Editorial du « Monde ». Fièvre des grands jours à la Chambre des communes, mercredi 14 mars : la première ministre britannique était interrogée par les députés sur les mesures à prendre après l’empoisonnement au gaz neurotoxique, le 4 mars, d’un espion russe réfugié au Royaume-Uni et de sa fille. Theresa May a annoncé l’expulsion, sous huit jours, de vingt-trois diplomates russes et, parmi d’autres mesures de rétorsion, le gel des relations bilatérales de haut niveau avec Moscou.

La première ministre britannique s’est aussi félicitée du large soutien que lui ont manifesté les députés sur cette question, y compris sur les bancs du Labour – à l’exception notable du chef du Parti travailliste, Jeremy Corbyn, dont la sensibilité de gauche ne saurait, apparemment, souffrir une condamnation de la Russie.

Mais le gouvernement britannique n’a pas seulement besoin, dans cette affaire, du soutien de Westminster, aussi précieux soit-il. Il lui faut aussi, et surtout, celui de ses alliés. Car ce n’est qu’un début. Si les mesures prises par Londres sont susceptibles d’irriter le Kremlin, elles ne pèseront vraiment que si Moscou sait que d’autres puissances, solidaires, sont prêtes à renforcer ce dispositif. Priver la Coupe du monde de football en Russie de la présence des princes William et Harry revêt sans doute une haute importance symbolique pour les sujets de la Couronne, mais le risque de faire ainsi vaciller les tours du Kremlin reste modeste… Face à un pays qui n’hésite pas à faire assassiner ses anciens agents ou opposants en territoire étranger, le soft power a des limites.

Agressions répétées

L’OTAN a défini l’affaire en termes calibrés. Dans un communiqué, l’organisation a exprimé sa « profonde préoccupation » à l’égard de ce qui constitue « la première utilisation offensive d’un agent innervant sur le territoire de l’Alliance » depuis la création de celle-ci en 1949. Si les mots ont un sens, cela veut dire qu’une attaque à l’arme chimique a été commise dans l’un des pays membres de l’OTAN, même si ce n’est pas cet Etat lui-même qui en était la cible.

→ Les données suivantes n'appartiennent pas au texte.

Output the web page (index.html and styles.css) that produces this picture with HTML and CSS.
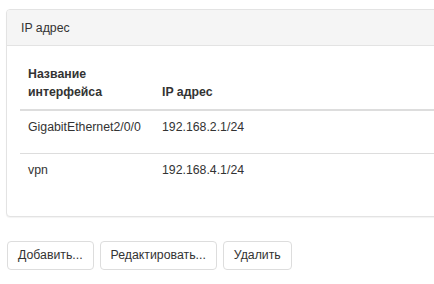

Mercredi soir, les Etats-Unis, membre le plus important de l’OTAN, ont fait savoir que, comme le Royaume-Uni, ils attribuaient à la Russie la responsabilité de l’attaque contre l’ancien espion Sergueï Skripal et sa fille, toujours hospitalisés dans un état critique. La Maison Blanche précise que cet épisode s’inscrit dans un contexte d’agressions répétées de la Russie contre l’ordre international, la souveraineté des Etats et le processus démocratique des pays occidentaux. Elle ajoute que les Etats-Unis « s’emploient, avec leurs alliés, à ce que ce type d’attaque odieuse ne se reproduise pas ». Là aussi, la formulation est claire : le président Donald Trump, qui a toujours ménagé Vladimir Poutine, a cette fois-ci changé de ton.

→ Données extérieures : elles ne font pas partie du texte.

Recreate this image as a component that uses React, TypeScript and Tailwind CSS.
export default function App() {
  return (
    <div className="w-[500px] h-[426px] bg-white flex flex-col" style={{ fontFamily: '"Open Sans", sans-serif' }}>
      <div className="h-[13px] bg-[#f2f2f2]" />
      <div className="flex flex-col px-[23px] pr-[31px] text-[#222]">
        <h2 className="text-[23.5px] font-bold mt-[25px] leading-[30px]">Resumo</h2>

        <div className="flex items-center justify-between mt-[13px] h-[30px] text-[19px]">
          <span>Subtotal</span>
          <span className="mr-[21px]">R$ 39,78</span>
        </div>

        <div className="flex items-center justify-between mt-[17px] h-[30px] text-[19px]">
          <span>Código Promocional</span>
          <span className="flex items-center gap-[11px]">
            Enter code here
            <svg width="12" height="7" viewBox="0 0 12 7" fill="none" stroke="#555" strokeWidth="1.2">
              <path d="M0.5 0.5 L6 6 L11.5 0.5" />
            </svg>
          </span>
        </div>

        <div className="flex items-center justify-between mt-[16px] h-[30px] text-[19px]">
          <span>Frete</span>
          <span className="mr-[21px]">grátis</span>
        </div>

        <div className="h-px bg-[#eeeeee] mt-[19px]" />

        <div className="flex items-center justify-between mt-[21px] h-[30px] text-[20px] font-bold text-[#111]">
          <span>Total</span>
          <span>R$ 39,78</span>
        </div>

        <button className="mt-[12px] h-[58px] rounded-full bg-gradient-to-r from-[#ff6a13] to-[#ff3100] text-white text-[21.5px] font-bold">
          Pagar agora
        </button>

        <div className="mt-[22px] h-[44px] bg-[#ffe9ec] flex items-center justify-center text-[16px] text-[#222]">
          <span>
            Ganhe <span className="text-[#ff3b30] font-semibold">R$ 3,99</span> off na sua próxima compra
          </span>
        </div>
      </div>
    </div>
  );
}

Nous sommes donc entrés dans une crise prolongée, bien au-delà des relations bilatérales entre Londres et Moscou. La riposte doit être graduée, de façon à éviter que M. Poutine ne l’exploite dans les derniers jours de sa campagne pour l’élection présidentielle du 18 mars. La question a été ajoutée à l’ordre du jour du Conseil européen du 22 mars ; il est crucial que les partenaires – encore pour quelque temps – européens de la Grande-Bretagne, dont certains, comme la France, ont déjà exprimé leur solidarité avec Londres, se montrent aussi unis qu’ils l’ont été face à la crise ukrainienne. La panoplie des moyens de pression sur Moscou est large. Seule compte la détermination à l’utiliser.